In the past year, Chromebooks have gained tons of user-facing features that help users get things done. One of the more notable and more interesting of these features has been Nearby Share – Google’s own version of what Apple calls AirDrop – that lets users drop files to and from their devices or to other users in the nearby area as well. It’s a handy setup that works well, but sometimes a simpler, more-direct approach is quicker and more effective when your use case is a bit more narrow.
HP’s Quick Drop solution is just that: an app that allows you to pair your phone to your Chromebook with a PWA to allow for massive file moves between the devices. The setup takes little more than an app install and a QR code scan and the execution is incredibly good.
Overall, Quick Drop is quite simple. Once your phone and Chromebook are paired up, you can select files on either your Chromebook or your phone, drop them into the transfer feed, and quickly utilize them on the other device.
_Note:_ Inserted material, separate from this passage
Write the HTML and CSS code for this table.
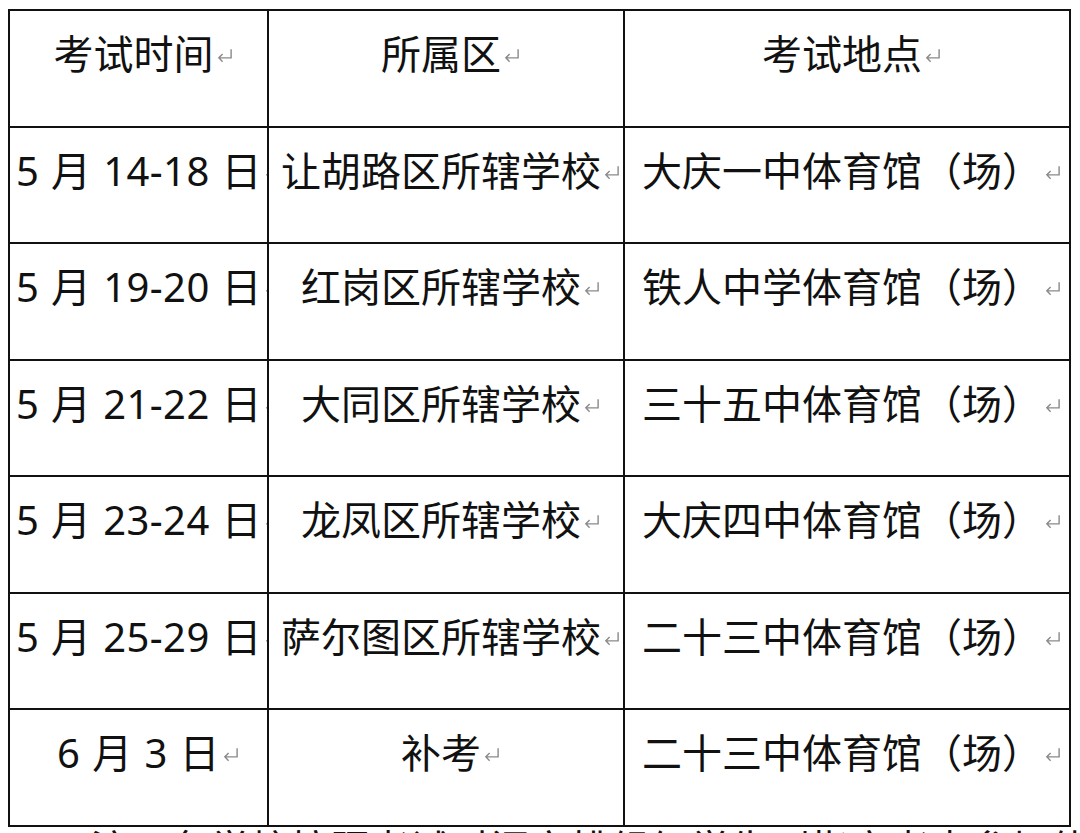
FILE: index.html
```html
<!DOCTYPE html>
<html lang="zh-CN">
<head>
<meta charset="utf-8">
<title>考试安排</title>
<link rel="stylesheet" href="styles.css">
</head>
<body>
<table class="sched">
  <colgroup>
    <col class="c1"><col class="c2"><col class="c3">
  </colgroup>
  <tr>
    <td>考试时间<svg class="pm" viewBox="0 0 18 15"><path d="M16 1V10H3M7 6L3 10L7 14"/></svg></td>
    <td>所属区<svg class="pm" viewBox="0 0 18 15"><path d="M16 1V10H3M7 6L3 10L7 14"/></svg></td>
    <td>考试地点<svg class="pm" viewBox="0 0 18 15"><path d="M16 1V10H3M7 6L3 10L7 14"/></svg></td>
  </tr>
  <tr>
    <td class="date">5 月 14-18 日<svg class="pm" viewBox="0 0 18 15"><path d="M16 1V10H3M7 6L3 10L7 14"/></svg></td>
    <td>让胡路区所辖学校<svg class="pm" viewBox="0 0 18 15"><path d="M16 1V10H3M7 6L3 10L7 14"/></svg></td>
    <td>大庆一中体育馆（场）<svg class="pm" viewBox="0 0 18 15"><path d="M16 1V10H3M7 6L3 10L7 14"/></svg></td>
  </tr>
  <tr>
    <td class="date">5 月 19-20 日<svg class="pm" viewBox="0 0 18 15"><path d="M16 1V10H3M7 6L3 10L7 14"/></svg></td>
    <td>红岗区所辖学校<svg class="pm" viewBox="0 0 18 15"><path d="M16 1V10H3M7 6L3 10L7 14"/></svg></td>
    <td>铁人中学体育馆（场）<svg class="pm" viewBox="0 0 18 15"><path d="M16 1V10H3M7 6L3 10L7 14"/></svg></td>
  </tr>
  <tr>
    <td class="date">5 月 21-22 日<svg class="pm" viewBox="0 0 18 15"><path d="M16 1V10H3M7 6L3 10L7 14"/></svg></td>
    <td>大同区所辖学校<svg class="pm" viewBox="0 0 18 15"><path d="M16 1V10H3M7 6L3 10L7 14"/></svg></td>
    <td>三十五中体育馆（场）<svg class="pm" viewBox="0 0 18 15"><path d="M16 1V10H3M7 6L3 10L7 14"/></svg></td>
  </tr>
  <tr>
    <td class="date">5 月 23-24 日<svg class="pm" viewBox="0 0 18 15"><path d="M16 1V10H3M7 6L3 10L7 14"/></svg></td>
    <td>龙凤区所辖学校<svg class="pm" viewBox="0 0 18 15"><path d="M16 1V10H3M7 6L3 10L7 14"/></svg></td>
    <td>大庆四中体育馆（场）<svg class="pm" viewBox="0 0 18 15"><path d="M16 1V10H3M7 6L3 10L7 14"/></svg></td>
  </tr>
  <tr>
    <td class="date">5 月 25-29 日<svg class="pm" viewBox="0 0 18 15"><path d="M16 1V10H3M7 6L3 10L7 14"/></svg></td>
    <td>萨尔图区所辖学校<svg class="pm" viewBox="0 0 18 15"><path d="M16 1V10H3M7 6L3 10L7 14"/></svg></td>
    <td>二十三中体育馆（场）<svg class="pm" viewBox="0 0 18 15"><path d="M16 1V10H3M7 6L3 10L7 14"/></svg></td>
  </tr>
  <tr>
    <td class="date">6 月 3 日<svg class="pm" viewBox="0 0 18 15"><path d="M16 1V10H3M7 6L3 10L7 14"/></svg></td>
    <td>补考<svg class="pm" viewBox="0 0 18 15"><path d="M16 1V10H3M7 6L3 10L7 14"/></svg></td>
    <td>二十三中体育馆（场）<svg class="pm" viewBox="0 0 18 15"><path d="M16 1V10H3M7 6L3 10L7 14"/></svg></td>
  </tr>
</table>
<p class="note">注：各学校按照考试时间安排组织学生到指定考点参加体育考试。</p>
</body>
</html>
```
FILE: styles.css
```css
html, body {
  margin: 0;
  padding: 0;
  background: #fff;
  overflow: hidden;
}
body {
  font-family: "Noto Sans", "Noto Sans CJK SC", sans-serif;
  color: #111;
}
.sched {
  border-collapse: collapse;
  table-layout: fixed;
  width: 1062px;
  margin: 9px 0 0 8px;
}
.c1 { width: 259px; }
.c2 { width: 356px; }
.c3 { width: 446px; }
.sched td {
  border: 2px solid #111;
  height: 116.5px;
  box-sizing: border-box;
  padding: 23px 12px 0 2px;
  vertical-align: top;
  text-align: center;
  white-space: nowrap;
  overflow: hidden;
  font-size: 40px;
  line-height: 40px;
}
.sched td.date {
  padding-left: 6px;
  padding-right: 6px;
  letter-spacing: 0.4px;
  word-spacing: 1px;
}
.pm {
  width: 17px;
  height: 15px;
  margin-left: 2px;
  margin-right: -19px;
  vertical-align: 6px;
  fill: none;
  stroke: #8a8a8a;
  stroke-width: 1.5;
}
.note {
  margin: 2px 0 0 90px;
  font-size: 40px;
  line-height: 40px;
  white-space: nowrap;
}
```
Moving 5MB-10MB images is nearly instant and even a 1GB ZIP file I attempted not only succeeded the first time – it actually only took a couple minutes to transfer. Additionally, you can copy/paste plain text for sharing as well if you need to drop a reminder or a bit of text from one device to the next.
HP is touting this service alongside the upcoming Cursive app from Google that will launch with the recently-announced HP Chromebook X2 11, and while we can’t find a way to get Cursive up and running just yet (it’s a PWA out there on the web somewhere!), this Quick Drop for Chrome PWA works just fine. You can search and install from the Play Store or simply navigate to the URL (https://cb.hp.screenovate.com/) and get started from there. Install the app on your phone (or phones) of choice, scan the QR code and get moving files with ease.
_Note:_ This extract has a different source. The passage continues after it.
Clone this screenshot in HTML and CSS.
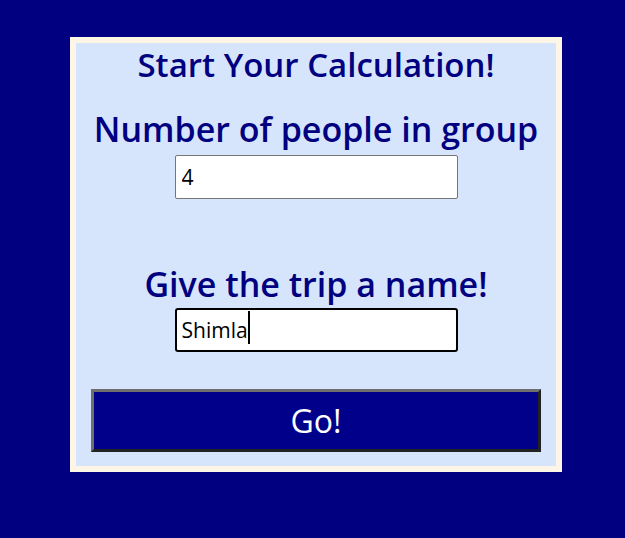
FILE: index.html
```html
<!DOCTYPE html>
<html>
<head>
<meta charset="utf-8">
<link rel="stylesheet" href="styles.css">
</head>
<body>
<div class="card">
  <h1 class="title">Start Your Calculation!</h1>
  <label class="label" for="people">Number of people in group</label>
  <input class="field field-people" id="people" type="text" value="4">
  <label class="label label-trip" for="trip">Give the trip a name!</label>
  <span class="field-wrap">
    <input class="field field-focus" id="trip" type="text" value="Shimla">
    <span class="caret-mirror" aria-hidden="true">Shimla</span>
  </span>
  <button class="go" type="button">Go!</button>
</div>
</body>
</html>
```
FILE: styles.css
```css
html, body {
  margin: 0;
  padding: 0;
  background: #000080;
  height: 100%;
}
body {
  padding: 37px 0 0 70px;
  box-sizing: border-box;
  font-family: "Open Sans", "Noto Sans", sans-serif;
}
.card {
  width: 450px;
  border: 6px solid #fdf5e6;
  background: #d6e5fb;
  padding: 0 15px 14px;
  box-sizing: content-box;
  display: flex;
  flex-direction: column;
  align-items: center;
}
.title {
  margin: 2px 0 0;
  font-size: 33px;
  line-height: 40px;
  font-weight: 600;
  color: #000080;
  white-space: nowrap;
}
.label {
  display: block;
  margin-top: 22px;
  font-size: 34px;
  line-height: 44px;
  font-weight: 600;
  color: #000080;
  white-space: nowrap;
}
.label-trip {
  margin-top: 63px;
}
.field {
  display: block;
  width: 283px;
  height: 44px;
  box-sizing: border-box;
  border: 1px solid #767676;
  border-radius: 2px;
  background: #fff;
  padding: 0 6px;
  font-family: "Open Sans", sans-serif;
  font-size: 21px;
  color: #000;
  margin: 0;
}
.field-people {
  margin-top: 4px;
}
.field-wrap {
  position: relative;
  display: block;
  margin-top: 2px;
}
.field-focus {
  border: 2px solid #000;
  border-radius: 3px;
  padding: 0 5px;
  outline: none;
}
.caret-mirror {
  position: absolute;
  left: 7px;
  top: 3px;
  height: 33px;
  font-family: "Open Sans", sans-serif;
  font-size: 21px;
  color: transparent;
  pointer-events: none;
  border-right: 2px solid #000;
  line-height: 33px;
}
.go {
  margin-top: 37px;
  width: 450px;
  height: 63px;
  box-sizing: border-box;
  background: #00008b;
  border: 3px solid;
  border-color: #6f6f6f #222 #222 #6f6f6f;
  color: #fff;
  font-family: "Open Sans", sans-serif;
  font-size: 32px;
  font-weight: 400;
  padding: 0;
}
```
One interesting quirk is present, but it’s not a thing that will have any real effect on the use of the app. I suppose since HP is intending to market this towards HP Chromebook users, the PWA and Android app simply report the paired Chromebook as ‘HP Chromebook’ regardless of what device you are actually using. This could be easily fixed in a quick server-side update, but for now it seems the PWA isn’t polling the device it is being used on for the actual Chromebook name.
PWAs were made for this
While I think this will be a service I’ll use for quite some time and I’m excited to have it at my disposal, I’m equally thrilled that the Chrome OS experience has been built as a PWA and is delivered through the Play Store with aplomb. New services like this can be a bit spotty out of the gate, and this has been nothing but simple, effective, and well executed. Seeing a PWA built and purposed for Chromebook use makes my heart smile. This app platform is so capable and so flexible that I can’t wait to see more developers make more stuff that isn’t bound by app stores and is free to use for anyone out on the open web.